◆ TASK STATEMENT:
Write out the whole listing again, exactly.

◆ RAW DATA:
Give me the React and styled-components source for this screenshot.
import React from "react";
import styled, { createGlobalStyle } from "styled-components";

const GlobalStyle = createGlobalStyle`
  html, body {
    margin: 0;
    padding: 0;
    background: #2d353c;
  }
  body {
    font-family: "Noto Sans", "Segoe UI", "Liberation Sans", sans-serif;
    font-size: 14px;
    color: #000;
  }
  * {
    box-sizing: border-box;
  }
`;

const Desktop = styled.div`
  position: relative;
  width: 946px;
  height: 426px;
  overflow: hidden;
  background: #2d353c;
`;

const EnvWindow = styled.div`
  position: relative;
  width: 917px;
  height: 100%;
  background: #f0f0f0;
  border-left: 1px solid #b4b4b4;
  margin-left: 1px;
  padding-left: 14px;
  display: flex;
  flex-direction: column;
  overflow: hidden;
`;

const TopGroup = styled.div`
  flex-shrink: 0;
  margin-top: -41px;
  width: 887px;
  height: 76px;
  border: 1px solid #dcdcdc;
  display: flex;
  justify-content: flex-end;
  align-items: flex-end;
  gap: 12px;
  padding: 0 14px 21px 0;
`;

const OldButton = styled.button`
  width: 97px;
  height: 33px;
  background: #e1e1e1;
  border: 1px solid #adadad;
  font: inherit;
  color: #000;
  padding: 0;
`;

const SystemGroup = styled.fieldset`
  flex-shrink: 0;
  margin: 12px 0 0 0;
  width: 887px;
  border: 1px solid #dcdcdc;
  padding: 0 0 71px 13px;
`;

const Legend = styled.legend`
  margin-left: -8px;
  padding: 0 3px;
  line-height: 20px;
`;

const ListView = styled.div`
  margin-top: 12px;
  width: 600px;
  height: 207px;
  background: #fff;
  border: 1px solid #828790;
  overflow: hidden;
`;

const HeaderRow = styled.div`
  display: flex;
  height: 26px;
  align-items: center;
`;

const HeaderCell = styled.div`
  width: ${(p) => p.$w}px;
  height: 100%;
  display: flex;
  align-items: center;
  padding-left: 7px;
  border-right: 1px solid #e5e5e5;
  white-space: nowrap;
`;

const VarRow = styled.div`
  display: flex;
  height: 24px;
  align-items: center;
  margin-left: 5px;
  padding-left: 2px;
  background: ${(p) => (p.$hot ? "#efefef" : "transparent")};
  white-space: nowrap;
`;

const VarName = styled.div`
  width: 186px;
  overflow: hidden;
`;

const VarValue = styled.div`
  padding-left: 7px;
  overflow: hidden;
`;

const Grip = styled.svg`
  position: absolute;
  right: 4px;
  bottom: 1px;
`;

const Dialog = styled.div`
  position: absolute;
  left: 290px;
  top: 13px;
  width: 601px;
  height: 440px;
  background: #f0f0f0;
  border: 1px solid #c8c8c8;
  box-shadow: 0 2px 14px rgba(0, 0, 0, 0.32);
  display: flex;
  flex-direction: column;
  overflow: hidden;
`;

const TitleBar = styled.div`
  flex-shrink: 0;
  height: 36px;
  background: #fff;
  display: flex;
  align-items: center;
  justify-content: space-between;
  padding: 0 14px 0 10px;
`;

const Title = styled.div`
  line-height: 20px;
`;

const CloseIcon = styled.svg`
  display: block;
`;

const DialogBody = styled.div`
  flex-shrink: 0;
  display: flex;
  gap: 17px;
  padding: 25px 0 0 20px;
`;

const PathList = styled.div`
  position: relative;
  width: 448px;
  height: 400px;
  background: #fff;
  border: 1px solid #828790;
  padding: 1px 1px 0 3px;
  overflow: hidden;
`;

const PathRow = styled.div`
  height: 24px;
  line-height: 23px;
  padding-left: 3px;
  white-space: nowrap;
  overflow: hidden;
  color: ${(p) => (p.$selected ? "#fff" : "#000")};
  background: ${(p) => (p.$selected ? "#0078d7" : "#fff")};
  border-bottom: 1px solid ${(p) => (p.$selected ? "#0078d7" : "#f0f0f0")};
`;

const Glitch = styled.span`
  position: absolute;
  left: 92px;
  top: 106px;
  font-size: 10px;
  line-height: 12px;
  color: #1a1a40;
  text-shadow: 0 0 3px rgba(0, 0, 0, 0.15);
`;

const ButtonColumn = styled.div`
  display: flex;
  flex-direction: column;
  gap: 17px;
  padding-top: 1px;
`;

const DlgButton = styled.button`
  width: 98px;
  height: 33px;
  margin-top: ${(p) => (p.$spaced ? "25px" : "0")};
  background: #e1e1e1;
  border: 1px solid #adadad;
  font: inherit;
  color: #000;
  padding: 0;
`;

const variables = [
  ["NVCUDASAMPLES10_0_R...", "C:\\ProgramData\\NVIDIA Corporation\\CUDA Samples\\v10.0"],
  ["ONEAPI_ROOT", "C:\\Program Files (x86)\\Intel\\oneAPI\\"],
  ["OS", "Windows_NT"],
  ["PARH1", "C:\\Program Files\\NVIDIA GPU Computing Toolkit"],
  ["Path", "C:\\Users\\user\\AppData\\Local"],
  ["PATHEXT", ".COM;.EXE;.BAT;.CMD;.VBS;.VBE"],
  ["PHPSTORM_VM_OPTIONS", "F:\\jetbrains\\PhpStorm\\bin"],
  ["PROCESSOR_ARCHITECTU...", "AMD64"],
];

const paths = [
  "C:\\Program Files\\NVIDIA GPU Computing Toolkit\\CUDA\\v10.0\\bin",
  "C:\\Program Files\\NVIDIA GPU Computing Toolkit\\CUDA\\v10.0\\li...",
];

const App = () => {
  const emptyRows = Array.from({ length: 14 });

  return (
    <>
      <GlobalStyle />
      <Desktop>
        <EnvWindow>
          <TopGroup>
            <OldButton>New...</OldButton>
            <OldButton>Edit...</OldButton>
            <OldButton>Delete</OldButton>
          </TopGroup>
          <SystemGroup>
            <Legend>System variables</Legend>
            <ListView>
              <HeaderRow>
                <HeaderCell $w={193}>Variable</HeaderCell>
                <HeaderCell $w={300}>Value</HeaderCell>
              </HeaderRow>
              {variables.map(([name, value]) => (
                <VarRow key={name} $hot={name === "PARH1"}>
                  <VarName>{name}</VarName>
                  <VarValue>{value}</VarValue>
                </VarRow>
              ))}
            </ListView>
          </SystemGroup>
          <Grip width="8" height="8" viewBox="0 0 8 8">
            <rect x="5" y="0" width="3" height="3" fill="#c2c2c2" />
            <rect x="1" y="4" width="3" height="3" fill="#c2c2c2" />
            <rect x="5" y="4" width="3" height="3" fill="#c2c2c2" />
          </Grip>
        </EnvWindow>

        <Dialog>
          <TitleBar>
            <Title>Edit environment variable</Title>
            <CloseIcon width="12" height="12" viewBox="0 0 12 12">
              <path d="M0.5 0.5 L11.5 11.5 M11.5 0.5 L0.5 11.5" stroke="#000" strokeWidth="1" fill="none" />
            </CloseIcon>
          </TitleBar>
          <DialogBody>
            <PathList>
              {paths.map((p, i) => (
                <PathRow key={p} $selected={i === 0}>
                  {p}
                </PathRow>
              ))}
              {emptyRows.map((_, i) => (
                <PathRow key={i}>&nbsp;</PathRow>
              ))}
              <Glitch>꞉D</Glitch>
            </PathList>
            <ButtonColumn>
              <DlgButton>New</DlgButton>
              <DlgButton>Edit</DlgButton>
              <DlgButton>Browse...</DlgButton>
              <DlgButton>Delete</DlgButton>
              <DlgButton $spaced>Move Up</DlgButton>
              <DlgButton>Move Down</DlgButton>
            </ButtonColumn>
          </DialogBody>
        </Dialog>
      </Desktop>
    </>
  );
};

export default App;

◆ RESULT:
Give me the React and styled-components source for this screenshot.
import React from "react";
import styled, { createGlobalStyle } from "styled-components";

const GlobalStyle = createGlobalStyle`
  html, body {
    margin: 0;
    padding: 0;
    background: #2d353c;
  }
  body {
    font-family: "Noto Sans", "Segoe UI", "Liberation Sans", sans-serif;
    font-size: 14px;
    color: #000;
  }
  * {
    box-sizing: border-box;
  }
`;

const Desktop = styled.div`
  position: relative;
  width: 946px;
  height: 426px;
  overflow: hidden;
  background: #2d353c;
`;

const EnvWindow = styled.div`
  position: relative;
  width: 917px;
  height: 100%;
  background: #f0f0f0;
  border-left: 1px solid #b4b4b4;
  margin-left: 1px;
  padding-left: 14px;
  display: flex;
  flex-direction: column;
  overflow: hidden;
`;

const TopGroup = styled.div`
  flex-shrink: 0;
  margin-top: -41px;
  width: 887px;
  height: 76px;
  border: 1px solid #dcdcdc;
  display: flex;
  justify-content: flex-end;
  align-items: flex-end;
  gap: 12px;
  padding: 0 14px 21px 0;
`;

const OldButton = styled.button`
  width: 97px;
  height: 33px;
  background: #e1e1e1;
  border: 1px solid #adadad;
  font: inherit;
  color: #000;
  padding: 0;
`;

const SystemGroup = styled.fieldset`
  flex-shrink: 0;
  margin: 12px 0 0 0;
  width: 887px;
  border: 1px solid #dcdcdc;
  padding: 0 0 71px 13px;
`;

const Legend = styled.legend`
  margin-left: -8px;
  padding: 0 3px;
  line-height: 20px;
`;

const ListView = styled.div`
  margin-top: 12px;
  width: 600px;
  height: 207px;
  background: #fff;
  border: 1px solid #828790;
  overflow: hidden;
`;

const HeaderRow = styled.div`
  display: flex;
  height: 26px;
  align-items: center;
`;

const HeaderCell = styled.div`
  width: ${(p) => p.$w}px;
  height: 100%;
  display: flex;
  align-items: center;
  padding-left: 7px;
  border-right: 1px solid #e5e5e5;
  white-space: nowrap;
`;

const VarRow = styled.div`
  display: flex;
  height: 24px;
  align-items: center;
  margin-left: 5px;
  padding-left: 2px;
  background: ${(p) => (p.$hot ? "#efefef" : "transparent")};
  white-space: nowrap;
`;

const VarName = styled.div`
  width: 186px;
  overflow: hidden;
`;

const VarValue = styled.div`
  padding-left: 7px;
  overflow: hidden;
`;

const Grip = styled.svg`
  position: absolute;
  right: 4px;
  bottom: 1px;
`;

const Dialog = styled.div`
  position: absolute;
  left: 290px;
  top: 13px;
  width: 601px;
  height: 440px;
  background: #f0f0f0;
  border: 1px solid #c8c8c8;
  box-shadow: 0 2px 14px rgba(0, 0, 0, 0.32);
  display: flex;
  flex-direction: column;
  overflow: hidden;
`;

const TitleBar = styled.div`
  flex-shrink: 0;
  height: 36px;
  background: #fff;
  display: flex;
  align-items: center;
  justify-content: space-between;
  padding: 0 14px 0 10px;
`;

const Title = styled.div`
  line-height: 20px;
`;

const CloseIcon = styled.svg`
  display: block;
`;

const DialogBody = styled.div`
  flex-shrink: 0;
  display: flex;
  gap: 17px;
  padding: 25px 0 0 20px;
`;

const PathList = styled.div`
  position: relative;
  width: 448px;
  height: 400px;
  background: #fff;
  border: 1px solid #828790;
  padding: 1px 1px 0 3px;
  overflow: hidden;
`;

const PathRow = styled.div`
  height: 24px;
  line-height: 23px;
  padding-left: 3px;
  white-space: nowrap;
  overflow: hidden;
  color: ${(p) => (p.$selected ? "#fff" : "#000")};
  background: ${(p) => (p.$selected ? "#0078d7" : "#fff")};
  border-bottom: 1px solid ${(p) => (p.$selected ? "#0078d7" : "#f0f0f0")};
`;

const Glitch = styled.span`
  position: absolute;
  left: 92px;
  top: 106px;
  font-size: 10px;
  line-height: 12px;
  color: #1a1a40;
  text-shadow: 0 0 3px rgba(0, 0, 0, 0.15);
`;

const ButtonColumn = styled.div`
  display: flex;
  flex-direction: column;
  gap: 17px;
  padding-top: 1px;
`;

const DlgButton = styled.button`
  width: 98px;
  height: 33px;
  margin-top: ${(p) => (p.$spaced ? "25px" : "0")};
  background: #e1e1e1;
  border: 1px solid #adadad;
  font: inherit;
  color: #000;
  padding: 0;
`;

const variables = [
  ["NVCUDASAMPLES10_0_R...", "C:\\ProgramData\\NVIDIA Corporation\\CUDA Samples\\v10.0"],
  ["ONEAPI_ROOT", "C:\\Program Files (x86)\\Intel\\oneAPI\\"],
  ["OS", "Windows_NT"],
  ["PARH1", "C:\\Program Files\\NVIDIA GPU Computing Toolkit"],
  ["Path", "C:\\Users\\user\\AppData\\Local"],
  ["PATHEXT", ".COM;.EXE;.BAT;.CMD;.VBS;.VBE"],
  ["PHPSTORM_VM_OPTIONS", "F:\\jetbrains\\PhpStorm\\bin"],
  ["PROCESSOR_ARCHITECTU...", "AMD64"],
];

const paths = [
  "C:\\Program Files\\NVIDIA GPU Computing Toolkit\\CUDA\\v10.0\\bin",
  "C:\\Program Files\\NVIDIA GPU Computing Toolkit\\CUDA\\v10.0\\li...",
];

const App = () => {
  const emptyRows = Array.from({ length: 14 });

  return (
    <>
      <GlobalStyle />
      <Desktop>
        <EnvWindow>
          <TopGroup>
            <OldButton>New...</OldButton>
            <OldButton>Edit...</OldButton>
            <OldButton>Delete</OldButton>
          </TopGroup>
          <SystemGroup>
            <Legend>System variables</Legend>
            <ListView>
              <HeaderRow>
                <HeaderCell $w={193}>Variable</HeaderCell>
                <HeaderCell $w={300}>Value</HeaderCell>
              </HeaderRow>
              {variables.map(([name, value]) => (
                <VarRow key={name} $hot={name === "PARH1"}>
                  <VarName>{name}</VarName>
                  <VarValue>{value}</VarValue>
                </VarRow>
              ))}
            </ListView>
          </SystemGroup>
          <Grip width="8" height="8" viewBox="0 0 8 8">
            <rect x="5" y="0" width="3" height="3" fill="#c2c2c2" />
            <rect x="1" y="4" width="3" height="3" fill="#c2c2c2" />
            <rect x="5" y="4" width="3" height="3" fill="#c2c2c2" />
          </Grip>
        </EnvWindow>

        <Dialog>
          <TitleBar>
            <Title>Edit environment variable</Title>
            <CloseIcon width="12" height="12" viewBox="0 0 12 12">
              <path d="M0.5 0.5 L11.5 11.5 M11.5 0.5 L0.5 11.5" stroke="#000" strokeWidth="1" fill="none" />
            </CloseIcon>
          </TitleBar>
          <DialogBody>
            <PathList>
              {paths.map((p, i) => (
                <PathRow key={p} $selected={i === 0}>
                  {p}
                </PathRow>
              ))}
              {emptyRows.map((_, i) => (
                <PathRow key={i}>&nbsp;</PathRow>
              ))}
              <Glitch>꞉D</Glitch>
            </PathList>
            <ButtonColumn>
              <DlgButton>New</DlgButton>
              <DlgButton>Edit</DlgButton>
              <DlgButton>Browse...</DlgButton>
              <DlgButton>Delete</DlgButton>
              <DlgButton $spaced>Move Up</DlgButton>
              <DlgButton>Move Down</DlgButton>
            </ButtonColumn>
          </DialogBody>
        </Dialog>
      </Desktop>
    </>
  );
};

export default App;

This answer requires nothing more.